How to Choose the Right Property Management Company
- OnyxAdmin
- Jan 8
- 3 min read

(A Practical Guide for Landlords, Developers & Condo Corporations)
Choosing the right property management company is one of the most important decisions a landlord, developer, or condominium board will make. A strong management firm protects your investment, maintains your reputation, supports your residents, and strengthens long‑term financial stability. The wrong firm can do the opposite, leading to communication failures, financial inaccuracies, deferred maintenance, tenant turnover, or even legal exposure.
Whether you oversee a single rental property, a purpose‑built rental community, or an entire condominium corporation, the following key criteria will help you evaluate and choose a management partner who will support your goals.
1. Look for Experience That Matches Your Asset Type
Not all property managers specialize in the same things. Residential rentals, condos, commercial units, and mixed‑use buildings each require different expertise.
When interviewing firms, ask:
What types of buildings do you manage today?
Have you worked with buildings of similar size, age, and complexity?
Experience isn’t only about years in business or working with the largest firms; it’s about relevance to your (the community's) specific needs.
2. Demand Clear, Reliable Communication
Consistent, transparent communication is one of the biggest differentiators between good and bad management.
When evaluating firms, ask:
How quickly do you respond to owners, boards, and residents?
How often do you provide written reporting?
What communication tools or portals do you provide?
3. Review Their Financial Management Practices
Financial stewardship is a critical function. Look for:
Accurate, timely monthly statements
Transparent tracking of expenses and reserve contributions
Clear processes for rent/fee collection
Delinquency management
Budget preparation guidance
Ask to see:
Sample financial statements
Their software systems
Controls for fraud prevention
How they handle arrears or chargebacks
Your management firm is essentially your financial partner; treat this evaluation seriously.
4. Evaluate Maintenance Capability & Contractor Oversight
Maintenance can make or break a community.
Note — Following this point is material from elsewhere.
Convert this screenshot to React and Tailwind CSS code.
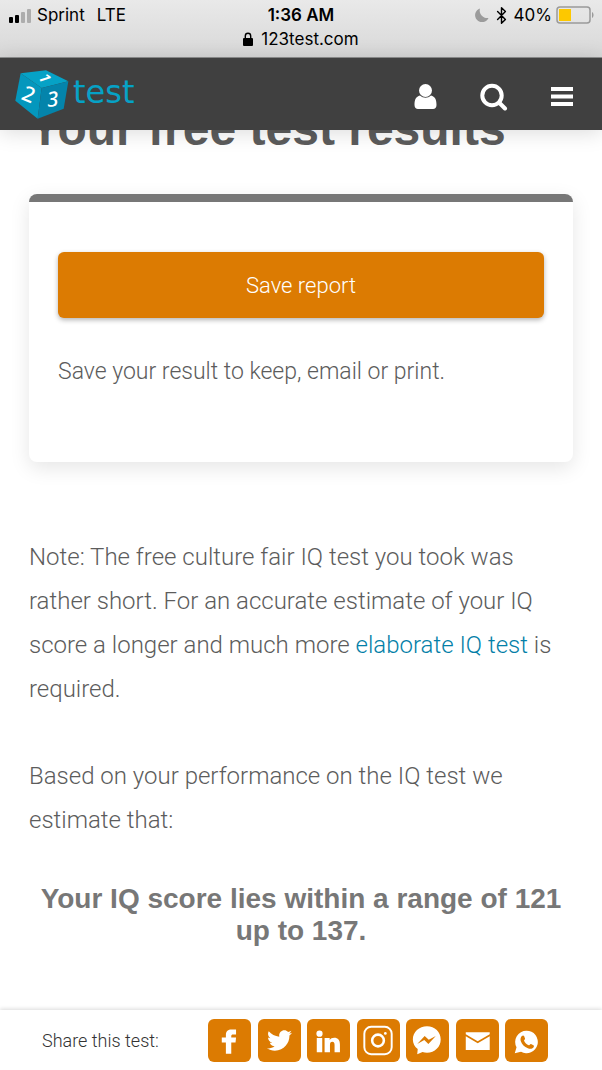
import React from 'react';
import { FiBluetooth } from 'react-icons/fi';
import { FaTwitter } from 'react-icons/fa';

const MailIcon = () => (
  <svg viewBox="0 0 44 44" className="size-full" fill="currentColor">
    <path d="M10 13.500h24.500v2.200L22.200 22.800 10 15.700z" />
    <path d="M10 17.600l12.200 7.200 12.300-7.200V31.800H10z" />
  </svg>
);

const MessengerIcon = () => (
  <svg viewBox="0 0 44 44" className="size-full">
    <path fill="#fff" d="M21.500 7.500c8 0 14 6 14 13.500s-6 13.500-14 13.500c-1.600 0-3.200-.3-4.600-.8L11.500 36l.5-5.200C9 28.500 7 25 7 21c0-7.500 6.500-13.500 14.500-13.500z" />
    <path fill="#dc7b02" d="M11.500 25.500l7.600-8.200 4.200 4 7.200-4-7.600 8.200-4.200-4z" />
  </svg>
);

const WhatsappIcon = () => (
  <svg viewBox="0 0 44 44" className="size-full">
    <path fill="#fff" d="M22 12a11.500 11.500 0 1 1-5.600 21.500L10 35l1.800-6A11.500 11.500 0 0 1 22 12z" />
    <path
      fill="#dc7b02"
      d="M17.300 17.300c.8-.8 1.800-.7 2.200.2l1 2.500c.3.800-1.200 1.700-1 2.300 1 2.200 2.500 3.600 4.800 4.600.7.200 1.500-1.700 2.300-1.300l2.500 1.300c.8.400.6 1.500 0 2.300-1.300 1.600-3.600 1.700-5.700.8-3.700-1.400-6-3.900-7.200-7.200-.7-2-.3-4.200 1.100-5.500z"
    />
  </svg>
);

const InstagramIcon = () => (
  <svg viewBox="0 0 44 44" className="size-full" fill="none" stroke="#fff" strokeWidth="2">
    <rect x="7.500" y="8" width="28" height="28" rx="7" />
    <circle cx="21.500" cy="22" r="6" strokeWidth="2.600" />
    <circle cx="29" cy="14.800" r="1.400" fill="#fff" stroke="none" />
  </svg>
);

const FacebookIcon = () => (
  <svg viewBox="0 0 44 44" className="size-full" fill="#fff">
    <path d="M18.300 35.500V24h-4.200v-5h4.200v-2.600c0-3.800 2.300-5.600 5.800-5.600h4.600v5h-3c-1.400 0-1.900.7-1.900 1.800V19h4.900l-.5 5h-4.400v11.500z" />
  </svg>
);

const LinkedinIcon = () => (
  <svg viewBox="0 0 44 44" className="size-full" fill="#fff">
    <circle cx="12.800" cy="15" r="3.200" />
    <path d="M10 19.500h5.600V34H10zM18 19.500h5.200v2c1-1.500 2.600-2.400 4.600-2.400 4 0 5.900 2.500 5.900 6.900v8h-5.500v-7.400c0-2.200-.7-3.200-2.300-3.200-1.700 0-2.400 1.200-2.400 3.200V34H18z" />
  </svg>
);

const TwitterIcon = () => (
  <span className="flex size-full items-center justify-center">
    <FaTwitter size={25} />
  </span>
);

const shareLinks = [
  { name: 'Facebook', Icon: FacebookIcon },
  { name: 'Twitter', Icon: TwitterIcon },
  { name: 'LinkedIn', Icon: LinkedinIcon },
  { name: 'Instagram', Icon: InstagramIcon },
  { name: 'Messenger', Icon: MessengerIcon },
  { name: 'Email', Icon: MailIcon },
  { name: 'WhatsApp', Icon: WhatsappIcon },
];

const CubeLogo = () => (
  <svg viewBox="44 41 162 147" width="54" height="49" fontFamily="'Noto Sans', sans-serif" fill="#fff">
    <path d="M61 51l76-9 67 33-80 20z" fill="#06a2c6" />
    <path d="M61 51l63 44-12 92-67-54z" fill="#0497bd" />
    <path d="M124 95l80-20-14 82-78 30z" fill="#0484ab" />
    <text x="134" y="82" fontSize="46" fontWeight="600" textAnchor="middle" transform="rotate(72 134 66)">1</text>
    <text x="84" y="136" fontSize="64" fontWeight="500" textAnchor="middle" transform="rotate(22 84 116)">2</text>
    <text x="157" y="150" fontSize="62" fontWeight="500" fontStyle="italic" textAnchor="middle" transform="rotate(-6 157 129)">3</text>
  </svg>
);

const StatusBar = () => (
  <div className="h-[58px] border-b border-[#8f9090] bg-linear-to-b from-[#e9e9e9] to-[#d8d8d8] pt-[3px] font-['Inter',sans-serif] text-[17px] leading-6 font-normal text-black">
    <div className="grid grid-cols-3 items-center px-2">
      <div className="flex items-center gap-1">
        <svg width="25" height="15" viewBox="0 0 25 15">
          <rect x="1" y="9" width="4" height="6" rx="1" />
          <rect x="7" y="7" width="4" height="8" rx="1" />
          <rect x="13" y="4" width="4" height="11" rx="1" fill="#adadad" />
          <rect x="19" y="1" width="4" height="14" rx="1" fill="#adadad" />
        </svg>
        <span>Sprint</span>
        <span className="ml-2">LTE</span>
      </div>
      <span className="text-center font-semibold">1:36 AM</span>
      <div className="flex items-center justify-end">
        <svg width="14" height="14" viewBox="0 0 14 14" fill="#9b9b9b">
          <path d="M5 .5A7 7 0 1 0 13.500 10 7.500 7.500 0 0 1 5 .5z" />
        </svg>
        <FiBluetooth size={17} strokeWidth={2} className="mx-1" />
        <span>40%</span>
        <svg width="38" height="18" viewBox="0 0 38 18" className="ml-1">
          <rect x="1" y="1" width="33" height="16" rx="3" fill="none" stroke="#9a9a9a" strokeWidth="1.500" />
          <rect x="3" y="3" width="12" height="12" fill="#fdc800" />
          <path d="M36 6c2 1 2 5 0 6z" fill="#9a9a9a" />
        </svg>
      </div>
    </div>
    <div className="flex items-center justify-center gap-2">
      <svg width="10" height="14" viewBox="0 0 10 14">
        <rect y="6" width="10" height="8" rx="1" />
        <path d="M2.300 7V4a2.700 2.700 0 0 1 5.400 0v3" fill="none" stroke="#000" strokeWidth="1.400" />
      </svg>
      <span>123test.com</span>
    </div>
  </div>
);

const Header = () => (
  <header className="relative z-10 flex h-[72px] items-center justify-between bg-[#404040] pl-[15px] pr-7 text-white shadow-[0_2px_20px_rgba(0,0,0,0.15)]">
    <a href="#home" className="flex items-center gap-1">
      <CubeLogo />
      <span className="pb-1 font-['DejaVu_Sans',sans-serif] text-[32px] leading-10 font-normal text-[#06a2c6]">test</span>
    </a>
    <nav className="flex items-center gap-[42px] pt-1.5">
      <button aria-label="Account">
        <svg width="24" height="28" viewBox="0 0 24 28" fill="currentColor">
          <circle cx="11.500" cy="7.500" r="6.500" />
          <path d="M6 12.500c3.500 3 7.500 3 11 0 4 1 5.500 4 5.500 9.500 0 2.500-1.500 4-3.500 4H4c-2 0-3.500-1.500-3.500-4C.5 16.500 2 13.500 6 12.500z" />
        </svg>
      </button>
      <button aria-label="Search">
        <svg width="28" height="28" viewBox="0 0 28 28" fill="none" stroke="currentColor">
          <circle cx="12" cy="12.500" r="9.700" strokeWidth="4" />
          <path d="M19.500 20l5.500 5.500" strokeWidth="4" strokeLinecap="round" />
        </svg>
      </button>
      <button aria-label="Menu">
        <svg width="24" height="28" viewBox="0 0 24 28" fill="currentColor">
          <path d="M1 4h22v4H1zM1 11.500h22v4H1zM1 19h22v4H1z" />
        </svg>
      </button>
    </nav>
  </header>
);

const App = () => {
  return (
    <div className="flex min-h-screen flex-col bg-white font-['Roboto','Liberation_Sans',sans-serif] font-light text-[#5c5c5c]">
      <StatusBar />
      <Header />

      {/* the title is scrolled partly under the header */}
      <main className="-mt-[29px] grow px-[29px]">
        <h1 className="font-['Liberation_Sans',sans-serif] text-[48px] leading-[56px] font-bold">Your free test results</h1>

        <section className="mt-[37px] rounded-lg border-t-8 border-[#777777] px-[29px] pt-[50px] pb-[68px] shadow-[0_6px_20px_rgba(0,0,0,0.1)]">
          <button className="h-[66px] w-full rounded-md bg-[#dc7b02] text-[22px] text-white shadow-[0_2px_5px_rgba(0,0,0,0.3)]">
            Save report
          </button>
          <p className="mt-8 text-[23px] leading-[44px]">Save your result to keep, email or print.</p>
        </section>

        <p className="mt-[73px] text-[24px] leading-[44px]">
          Note: The free culture fair IQ test you took was rather short. For an accurate estimate of your IQ score a longer and much more{' '}
          <a href="#iq-test" className="text-[#047fa8]">elaborate IQ test</a> is required.
        </p>
        <p className="mt-[43px] text-[24px] leading-[44px]">Based on your performance on the IQ test we estimate that:</p>

        <h2 className="mt-[41px] px-2 text-center font-['Liberation_Sans',sans-serif] text-[28px] leading-8 font-bold text-[#777777]">
          Your IQ score lies within a range of 121 up to 137.
        </h2>
      </main>

      <footer className="flex h-[60px] items-center justify-between pl-[42px] pr-[54px] shadow-[0_-1px_4px_rgba(0,0,0,0.15)]">
        <span className="text-[18px] text-[#333333]">Share this test:</span>
        <div className="flex w-[340px] justify-between">
          {shareLinks.map(({ name, Icon }) => (
            <a key={name} href="#share" aria-label={name} className="size-[43px] rounded-md bg-[#dc7b02] text-white">
              <Icon />
            </a>
          ))}
        </div>
      </footer>
    </div>
  );
};

export default App;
A good property manager doesn’t just react to problems; they plan proactively.
When choosing a firm, ask:
Do you have a 24/7 emergency response?
How do you vet contractors?
How often do you inspect the building?
Can you share examples of capital projects you’ve managed?
5. Understand Their Tenant/Resident Management Philosophy
A truly effective management company understands that “bricks and mortar” is only half of the equation.
Ask about:
Screening processes
Handling of complaints
Approach to community-building
Enforcement of rules
Conflict resolution
Happy residents = longer tenancies, fewer issues, and a stronger reputation for owners.
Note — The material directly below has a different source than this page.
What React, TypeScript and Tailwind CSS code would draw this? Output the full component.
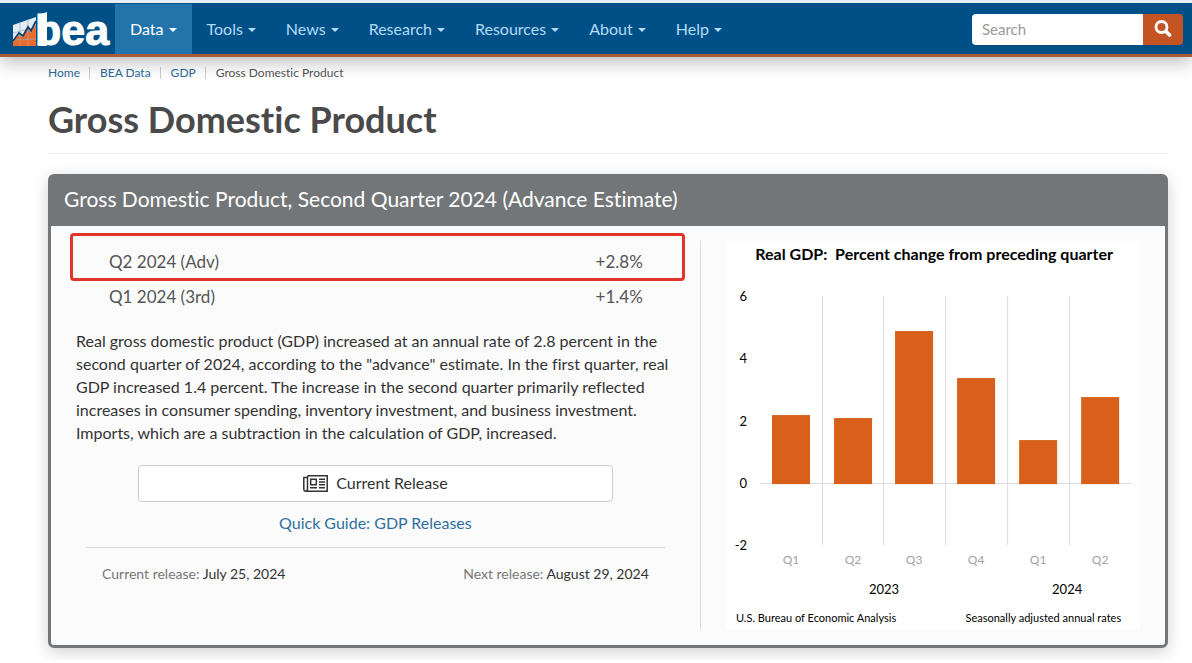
import type { ReactNode } from "react";

type NavItemType = {
  label: string;
  active?: boolean;
};

type QuarterType = {
  label: string;
  value: number;
};

const NAV_ITEMS: NavItemType[] = [
  { label: "Data", active: true },
  { label: "Tools" },
  { label: "News" },
  { label: "Research" },
  { label: "Resources" },
  { label: "About" },
  { label: "Help" },
];

const QUARTERS: QuarterType[] = [
  { label: "Q1", value: 2.2 },
  { label: "Q2", value: 2.1 },
  { label: "Q3", value: 4.9 },
  { label: "Q4", value: 3.4 },
  { label: "Q1", value: 1.4 },
  { label: "Q2", value: 2.8 },
];

const BeaLogo = () => (
  <svg
    width="102"
    height="50"
    viewBox="0 -8 102 50"
    role="img"
    aria-label="bea"
    className="overflow-visible"
  >
    <path d="M1 13 L24 5 V34 H1 Z" fill="#e4edf4" />
    <path d="M1 30 L7 23 L11 25 L16 17 L19 21 L24 12 V34 H1 Z" fill="#ee6a2b" />
    <path
      d="M1 21 L24 15 M8 10 V34 M16 7 V34 M1 28 L24 27"
      stroke="#8fa9bf"
      strokeWidth="0.7"
      fill="none"
    />
    <path
      d="M1 29 L7 21 L11 24 L16 15 L19 19 L24 9"
      stroke="#123c63"
      strokeWidth="1.8"
      fill="none"
    />
    <path d="M26 3 L35 0 V34 H26 Z" fill="#fff" />
    <text
      x="23"
      y="33"
      fill="#fff"
      stroke="#fff"
      strokeWidth="1"
      className="font-['Liberation_Sans',Arial,sans-serif] text-[43px] leading-none font-bold"
    >
      bea
    </text>
  </svg>
);

const NavItem = ({ label, active }: NavItemType) => (
  <li>
    <button
      type="button"
      className={`flex h-[50px] items-center gap-[5px] px-[15px] text-base ${
        active ? "bg-[#2374ab] text-white" : "text-[#b3dbf7]"
      }`}
    >
      {label}
      <svg width="8" height="4" viewBox="0 0 8 4" className="mt-0.5" aria-hidden="true">
        <path d="M0 0 H8 L4 4 Z" fill="currentColor" />
      </svg>
    </button>
  </li>
);

const Header = () => (
  <header className="relative border-t-[3px] border-b-[3px] border-t-[#e4f0f6] border-b-[#a85a3c] bg-[#005088] shadow-[0_4px_18px_rgba(0,0,0,0.3)]">
    <nav className="flex items-center pt-px pr-[9px] pl-3">
      <a href="#" className="mr-px">
        <BeaLogo />
      </a>
      <ul className="flex">
        {NAV_ITEMS.map((item) => (
          <NavItem key={item.label} {...item} />
        ))}
      </ul>
      <form className="ml-auto flex h-[31px]">
        <input
          type="search"
          aria-label="Search"
          placeholder="Search"
          className="w-[171px] rounded-l bg-white px-2.5 text-[15px] placeholder:text-[#999]"
        />
        <button
          type="submit"
          aria-label="Submit search"
          className="flex w-10 items-center justify-center rounded-r bg-[#c55424]"
        >
          <svg width="18" height="18" viewBox="0 0 18 18" fill="none" stroke="#fff">
            <circle cx="7.5" cy="7" r="5.5" strokeWidth="2.8" />
            <path d="M11.8 11.3 L15.5 15" strokeWidth="3.6" strokeLinecap="round" />
          </svg>
        </button>
      </form>
    </nav>
  </header>
);

const Crumb = ({ children }: { children: ReactNode }) => (
  <li className="flex items-center after:mr-[10px] after:ml-[9px] after:h-3 after:w-px after:bg-[#ccc] last:after:hidden">
    {children}
  </li>
);

const Breadcrumb = () => (
  <ol className="flex text-xs leading-4 text-[#2b6a99]">
    <Crumb>
      <a href="#">Home</a>
    </Crumb>
    <Crumb>
      <a href="#">BEA Data</a>
    </Crumb>
    <Crumb>
      <a href="#">GDP</a>
    </Crumb>
    <Crumb>
      <span className="text-[#555]">Gross Domestic Product</span>
    </Crumb>
  </ol>
);

const NewspaperIcon = () => (
  <svg width="25" height="17" viewBox="0 0 25 17" fill="none" stroke="#333" aria-hidden="true">
    <path d="M4.5 0.8 H24.2 V16.2 H3 Q0.8 16.2 0.8 14 V2.5 H4.5" strokeWidth="1.5" />
    <path d="M4.5 1 V14 Q4.5 16 3 16" strokeWidth="1.5" />
    <path d="M7.7 4.2 H13.3 V9.8 H7.7 Z" strokeWidth="1.5" />
    <path d="M16 4.2 H22 M16 7 H22 M16 9.8 H22 M7 12.8 H14 M16 12.8 H22" strokeWidth="1.4" />
  </svg>
);

// chart geometry, in viewBox units
const UNIT = 31.2;
const ZERO_Y = 243;
const STEP = 61.7;

const tickY = (value: number) => ZERO_Y - Math.round(value * UNIT);
const columnX = (index: number) => Math.round(index * STEP);

const GdpChart = () => (
  <svg
    viewBox="0 0 414 389"
    role="img"
    aria-label="Real GDP: Percent change from preceding quarter"
    className="h-auto w-full bg-white font-['Lato',sans-serif]"
  >
    <text x="208" y="19" textAnchor="middle" className="text-base font-bold whitespace-pre">
      {"Real GDP:  Percent change from preceding quarter"}
    </text>
    {[6, 4, 2, 0, -2].map((tick) => (
      <text key={tick} x="21" y={tickY(tick) + 4} textAnchor="end" className="text-[13px]">
        {tick}
      </text>
    ))}
    {[1, 2, 3, 4, 5].map((i) => (
      <path key={i} d={`M${columnX(i) + 34.5} 55 V304`} stroke="#dcdce0" />
    ))}
    <path d={`M34 ${ZERO_Y - 0.5} H405`} stroke="#dcdcdc" />
    {QUARTERS.map(({ label, value }, i) => (
      <g key={i}>
        <rect
          x={46 + columnX(i)}
          y={tickY(value)}
          width="38"
          height={ZERO_Y - tickY(value)}
          fill="#d8601a"
        />
        <text x={65 + columnX(i)} y="323" textAnchor="middle" fill="#a3a3a3" className="text-xs">
          {label}
        </text>
      </g>
    ))}
    <text x="158" y="353" textAnchor="middle" className="text-[13px]">
      2023
    </text>
    <text x="341" y="353" textAnchor="middle" className="text-[13px]">
      2024
    </text>
    <text x="10" y="381" className="text-[11px]">
      U.S. Bureau of Economic Analysis
    </text>
    <text x="395" y="381" textAnchor="end" className="text-[11px]">
      Seasonally adjusted annual rates
    </text>
  </svg>
);

const Summary = () => (
  <div className="border-r border-[#ddd] px-[25px]">
    <table className="mt-[3px] w-full text-[17px] leading-[35px] text-[#555]">
      <tbody>
        <tr className="relative">
          <th scope="row" className="pl-[33px] text-left font-normal">
            Q2 2024 (Adv)
            <span className="absolute -top-[11px] -right-[10px] -left-[6px] h-12 rounded border-[3px] border-[#e0352b]" />
          </th>
          <td className="pr-8 text-right">+2.8%</td>
        </tr>
        <tr>
          <th scope="row" className="pl-[33px] text-left font-normal">
            Q1 2024 (3rd)
          </th>
          <td className="pr-8 text-right">+1.4%</td>
        </tr>
      </tbody>
    </table>
    <p className="mt-[15px] text-base leading-[23px] text-[#333]">
      Real gross domestic product (GDP) increased at an annual rate of 2.8 percent in the second
      quarter of 2024, according to the "advance" estimate. In the first quarter, real GDP increased
      1.4 percent. The increase in the second quarter primarily reflected increases in consumer
      spending, inventory investment, and business investment. Imports, which are a subtraction in
      the calculation of GDP, increased.
    </p>
    <a
      href="#"
      className="mx-[62px] mt-[21px] flex h-[37px] items-center justify-center gap-2 rounded border border-[#ccc] bg-white pb-px text-base text-[#333]"
    >
      <NewspaperIcon />
      Current Release
    </a>
    <p className="mt-[9px] text-center text-base leading-[23px]">
      <a href="#" className="text-[#2f6f9f]">
        Quick Guide: GDP Releases
      </a>
    </p>
    <div className="mx-[10px] mt-[13px] flex justify-between border-t border-[#ddd] px-4 pt-4 text-sm leading-5 text-[#777]">
      <p>
        Current release: <span className="text-[#333]">July 25, 2024</span>
      </p>
      <p>
        Next release: <span className="text-[#333]">August 29, 2024</span>
      </p>
    </div>
  </div>
);

const App = () => {
  return (
    <div className="font-['Lato',sans-serif] [font-variant-ligatures:none]">
      <Header />
      <main className="pt-2 pr-6 pb-3 pl-12">
        <Breadcrumb />
        <h1 className="mt-4 border-b border-[#eee] pb-3 text-4xl leading-[44px] font-bold text-[#4a4a4a]">
          Gross Domestic Product
        </h1>
        <section className="mt-5 rounded-md border-[3px] border-[#737678] bg-[#fbfbfb] shadow-[0_4px_16px_rgba(0,0,0,0.18)]">
          <h2 className="bg-[#737678] px-[13px] pt-[7px] pb-3 text-[21px] leading-[30px] text-white">
            Gross Domestic Product, Second Quarter 2024 (Advance Estimate)
          </h2>
          <div className="grid grid-cols-[7fr_5fr] pt-[15px] pb-[15px]">
            <Summary />
            <div className="px-[25px]">
              <GdpChart />
            </div>
          </div>
        </section>
      </main>
    </div>
  );
};

export default App;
6. Ensure They Have Strong Technology & Reporting Tools
Technology isn’t optional anymore. Look for:
Online resident portals
Digital maintenance logging
Automated fee collection
Centralized documentation
Cloud‑based financial systems
Ask:
What software do you use?
Do residents have access to self‑serve tools?
Can the board approve invoices digitally?
Are reports accessible online?
Tech-forward companies deliver accuracy, transparency, and efficiency.
7. Take Note of Values, Culture, and Customer Service
The management company you choose becomes the face of your community. Their culture and values matter. Ask specifically about their team culture and how they show up as good corporate citizens.
8. Request References and Verify Results
Before signing a contract:
Ask for references from similar properties
Request examples of past budgets, communication templates, and reports
Ask how they handled major issues (floods, emergencies, legal matters)
A good management company will proudly show you its work.
Conclusion: Choose a Partner, Not Just a Vendor
The right property management company reduces stress, protects property value, and fosters a thriving community. The wrong one can create unnecessary costs, conflict, and risk.
Use the above criteria to guide your decision—and remember: You’re not just hiring someone to “manage.” You’re selecting a long‑term partner to protect your investment.